* Information provided
============================================================

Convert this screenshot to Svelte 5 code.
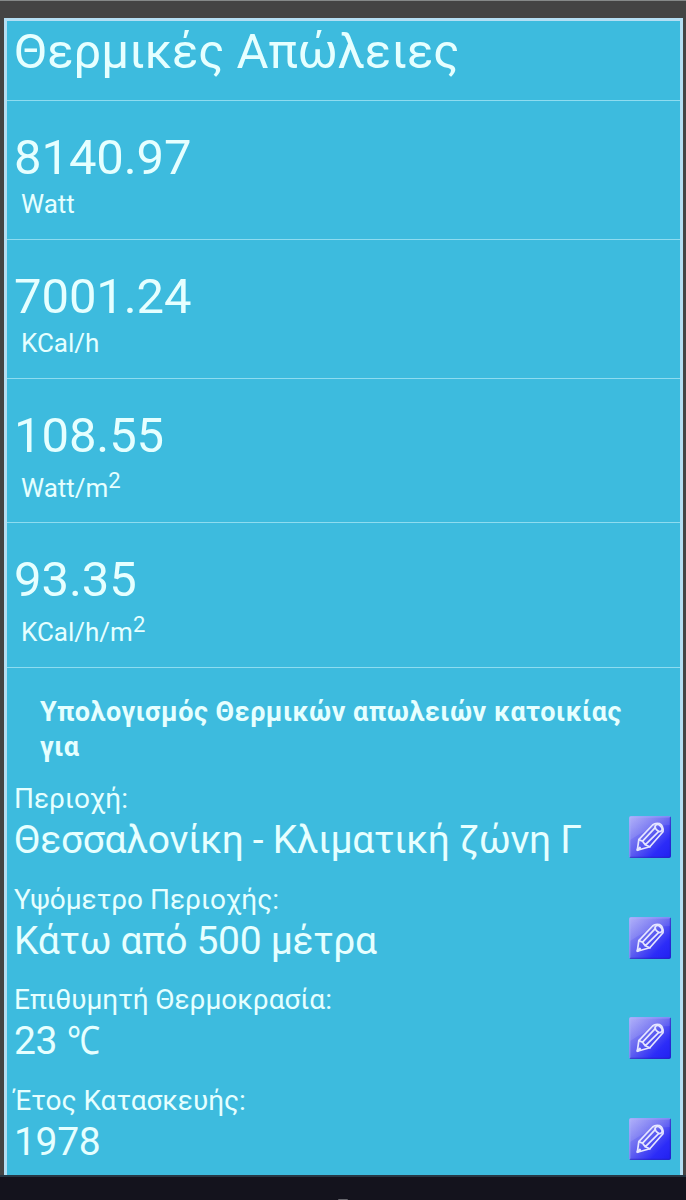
<script>
  const stats = [
    { value: '8140.97', unit: 'Watt', squared: false },
    { value: '7001.24', unit: 'KCal/h', squared: false },
    { value: '108.55', unit: 'Watt/m', squared: true },
    { value: '93.35', unit: 'KCal/h/m', squared: true },
  ];
  const fields = [
    { label: 'Περιοχή:', value: 'Θεσσαλονίκη - Κλιματική ζώνη Γ' },
    { label: 'Υψόμετρο Περιοχής:', value: 'Κάτω από 500 μέτρα' },
    { label: 'Επιθυμητή Θερμοκρασία:', value: '23', degree: '℃' },
    { label: 'Έτος Κατασκευής:', value: '1978' },
  ];
</script>

<div class="screen">
  <main class="panel">
    <h1>Θερμικές Απώλειες</h1>
    {#each stats as s}
      <section class="stat" class:squared={s.squared}>
        <div class="number">{s.value}</div>
        <div class="unit">{s.unit}{#if s.squared}<sup>2</sup>{/if}</div>
      </section>
    {/each}
    <h2>Υπολογισμός Θερμικών απωλειών κατοικίας για</h2>
    {#each fields as f}
      <div class="field">
        <div class="text">
          <div class="label">{f.label}</div>
          <div class="value">{f.value}{#if f.degree}&nbsp;<span class="degree">{f.degree}</span>{/if}</div>
        </div>
        <button aria-label={f.label}>
          <svg viewBox="0 0 42 42" width="42" height="42">
            <defs>
              <linearGradient id="face" x1="0" y1="0" x2="1" y2="1">
                <stop offset="0" stop-color="#a4a4f8" />
                <stop offset=".45" stop-color="#6464f0" />
                <stop offset=".75" stop-color="#2c2cf8" />
                <stop offset="1" stop-color="#2020f0" />
              </linearGradient>
              <linearGradient id="gloss" x1="0" y1="0" x2=".8" y2="1">
                <stop offset="0" stop-color="#fff" stop-opacity=".16" />
                <stop offset="1" stop-color="#fff" stop-opacity=".05" />
              </linearGradient>
            </defs>
            <rect width="42" height="42" rx="2" fill="url(#face)" />
            <path d="M1 1H41V9C27 9 15 15 1 24Z" fill="url(#gloss)" />
            <path d="M.8 41V2Q.8.8 2 .8H41" fill="none" stroke="#a9bdff" stroke-opacity=".65" />
            <path d="M1 41.3H40Q41.3 41.3 41.3 40V1" fill="none" stroke="#2626ac" stroke-opacity=".6" />
            <g fill="none" stroke="#e6e6ff" stroke-width="1.7" stroke-linejoin="round" stroke-linecap="round">
              <path d="M8.3 34.3L9.8 23.6L23.6 9Q26 6.8 30.4 7.6Q34.8 10 34 15.8L20.8 30.8Z" />
              <path d="M9.8 23.6L13.6 25.2L16.2 28.8L20.8 30.8M13.6 25.2L26.4 11.4M16.2 28.8L29.6 15.6" />
              <ellipse cx="29.6" cy="12" rx="2.7" ry="4" transform="rotate(-45 29.6 12)" />
              <path d="M8.8 33.6L10.8 32" stroke-width="2.6" />
            </g>
          </svg>
        </button>
      </div>
    {/each}
  </main>
  <footer><span></span></footer>
</div>

<style>
  :global(body) { background: #444; }
  .screen {
    box-sizing: border-box;
    width: 686px;
    height: 1200px;
    overflow: hidden;
    padding-top: 17px;
    border-top: 1px solid #858989;
    background: #444;
    display: flex;
    flex-direction: column;
    font-family: Roboto, sans-serif;
    color: #e6ffff;
  }
  .panel {
    box-sizing: border-box;
    height: 1157px;
    margin: 0 3px 0 4px;
    border: 3px solid #b4def3;
    border-bottom: 0;
    background: #3dbbde;
    overflow: hidden;
    flex: none;
  }
  h1, .number {
    margin: 0;
    font-size: 49px;
    letter-spacing: -.1px;
    line-height: 60px;
    font-weight: 400;
    padding-left: 7px;
    white-space: nowrap;
  }
  h1 {
    height: 79px;
    padding-top: 1px;
    box-sizing: border-box;
  }
  .stat {
    box-sizing: border-box;
    height: 139px;
    padding-top: 27px;
    border-top: 1px solid #8edcf0;
  }
  .stat.squared { height: 144.4px; }
  .unit {
    padding-left: 14px;
    font-size: 26px;
    line-height: 32px;
    white-space: nowrap;
  }
  .squared .unit { padding-top: 5.5px; }
  sup { font-size: 22px; line-height: 0; vertical-align: 9px; }
  h2 {
    margin: 0;
    padding: 27px 30px 0 33px;
    height: 115.6px;
    box-sizing: border-box;
    border-top: 1px solid #8edcf0;
    font-size: 27px;
    letter-spacing: .5px;
    line-height: 35px;
    font-weight: 700;
  }
  .field {
    height: 100.5px;
    display: flex;
    justify-content: space-between;
    padding: 0 9px 0 7px;
  }
  .label { font-size: 28px; line-height: 34px; letter-spacing: -.03px; white-space: nowrap; }
  .value { font-size: 39px; line-height: 49px; letter-spacing: -.32px; white-space: nowrap; }
  .degree { display: inline-block; line-height: 1; transform: scaleX(.85); transform-origin: left; }
  button {
    margin: 34px 0 0;
    padding: 0;
    width: 42px;
    height: 42px;
    border: 0;
    background: none;
    flex: none;
  }
  svg { display: block; }
  footer {
    flex: 1;
    background: #14131d;
    border-top: 2px solid #263744;
    display: flex;
    justify-content: center;
    align-items: flex-end;
  }
  footer span { width: 10px; height: 1px; border-radius: 5px 5px 0 0; background: #66666c; }
</style>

============================================================

* Exercise instructions
Output each line exactly; omit every picture.

* Solution
Convert this screenshot to Svelte 5 code.
<script>
  const stats = [
    { value: '8140.97', unit: 'Watt', squared: false },
    { value: '7001.24', unit: 'KCal/h', squared: false },
    { value: '108.55', unit: 'Watt/m', squared: true },
    { value: '93.35', unit: 'KCal/h/m', squared: true },
  ];
  const fields = [
    { label: 'Περιοχή:', value: 'Θεσσαλονίκη - Κλιματική ζώνη Γ' },
    { label: 'Υψόμετρο Περιοχής:', value: 'Κάτω από 500 μέτρα' },
    { label: 'Επιθυμητή Θερμοκρασία:', value: '23', degree: '℃' },
    { label: 'Έτος Κατασκευής:', value: '1978' },
  ];
</script>

<div class="screen">
  <main class="panel">
    <h1>Θερμικές Απώλειες</h1>
    {#each stats as s}
      <section class="stat" class:squared={s.squared}>
        <div class="number">{s.value}</div>
        <div class="unit">{s.unit}{#if s.squared}<sup>2</sup>{/if}</div>
      </section>
    {/each}
    <h2>Υπολογισμός Θερμικών απωλειών κατοικίας για</h2>
    {#each fields as f}
      <div class="field">
        <div class="text">
          <div class="label">{f.label}</div>
          <div class="value">{f.value}{#if f.degree}&nbsp;<span class="degree">{f.degree}</span>{/if}</div>
        </div>
        <button aria-label={f.label}>
          <svg viewBox="0 0 42 42" width="42" height="42">
            <defs>
              <linearGradient id="face" x1="0" y1="0" x2="1" y2="1">
                <stop offset="0" stop-color="#a4a4f8" />
                <stop offset=".45" stop-color="#6464f0" />
                <stop offset=".75" stop-color="#2c2cf8" />
                <stop offset="1" stop-color="#2020f0" />
              </linearGradient>
              <linearGradient id="gloss" x1="0" y1="0" x2=".8" y2="1">
                <stop offset="0" stop-color="#fff" stop-opacity=".16" />
                <stop offset="1" stop-color="#fff" stop-opacity=".05" />
              </linearGradient>
            </defs>
            <rect width="42" height="42" rx="2" fill="url(#face)" />
            <path d="M1 1H41V9C27 9 15 15 1 24Z" fill="url(#gloss)" />
            <path d="M.8 41V2Q.8.8 2 .8H41" fill="none" stroke="#a9bdff" stroke-opacity=".65" />
            <path d="M1 41.3H40Q41.3 41.3 41.3 40V1" fill="none" stroke="#2626ac" stroke-opacity=".6" />
            <g fill="none" stroke="#e6e6ff" stroke-width="1.7" stroke-linejoin="round" stroke-linecap="round">
              <path d="M8.3 34.3L9.8 23.6L23.6 9Q26 6.8 30.4 7.6Q34.8 10 34 15.8L20.8 30.8Z" />
              <path d="M9.8 23.6L13.6 25.2L16.2 28.8L20.8 30.8M13.6 25.2L26.4 11.4M16.2 28.8L29.6 15.6" />
              <ellipse cx="29.6" cy="12" rx="2.7" ry="4" transform="rotate(-45 29.6 12)" />
              <path d="M8.8 33.6L10.8 32" stroke-width="2.6" />
            </g>
          </svg>
        </button>
      </div>
    {/each}
  </main>
  <footer><span></span></footer>
</div>

<style>
  :global(body) { background: #444; }
  .screen {
    box-sizing: border-box;
    width: 686px;
    height: 1200px;
    overflow: hidden;
    padding-top: 17px;
    border-top: 1px solid #858989;
    background: #444;
    display: flex;
    flex-direction: column;
    font-family: Roboto, sans-serif;
    color: #e6ffff;
  }
  .panel {
    box-sizing: border-box;
    height: 1157px;
    margin: 0 3px 0 4px;
    border: 3px solid #b4def3;
    border-bottom: 0;
    background: #3dbbde;
    overflow: hidden;
    flex: none;
  }
  h1, .number {
    margin: 0;
    font-size: 49px;
    letter-spacing: -.1px;
    line-height: 60px;
    font-weight: 400;
    padding-left: 7px;
    white-space: nowrap;
  }
  h1 {
    height: 79px;
    padding-top: 1px;
    box-sizing: border-box;
  }
  .stat {
    box-sizing: border-box;
    height: 139px;
    padding-top: 27px;
    border-top: 1px solid #8edcf0;
  }
  .stat.squared { height: 144.4px; }
  .unit {
    padding-left: 14px;
    font-size: 26px;
    line-height: 32px;
    white-space: nowrap;
  }
  .squared .unit { padding-top: 5.5px; }
  sup { font-size: 22px; line-height: 0; vertical-align: 9px; }
  h2 {
    margin: 0;
    padding: 27px 30px 0 33px;
    height: 115.6px;
    box-sizing: border-box;
    border-top: 1px solid #8edcf0;
    font-size: 27px;
    letter-spacing: .5px;
    line-height: 35px;
    font-weight: 700;
  }
  .field {
    height: 100.5px;
    display: flex;
    justify-content: space-between;
    padding: 0 9px 0 7px;
  }
  .label { font-size: 28px; line-height: 34px; letter-spacing: -.03px; white-space: nowrap; }
  .value { font-size: 39px; line-height: 49px; letter-spacing: -.32px; white-space: nowrap; }
  .degree { display: inline-block; line-height: 1; transform: scaleX(.85); transform-origin: left; }
  button {
    margin: 34px 0 0;
    padding: 0;
    width: 42px;
    height: 42px;
    border: 0;
    background: none;
    flex: none;
  }
  svg { display: block; }
  footer {
    flex: 1;
    background: #14131d;
    border-top: 2px solid #263744;
    display: flex;
    justify-content: center;
    align-items: flex-end;
  }
  footer span { width: 10px; height: 1px; border-radius: 5px 5px 0 0; background: #66666c; }
</style>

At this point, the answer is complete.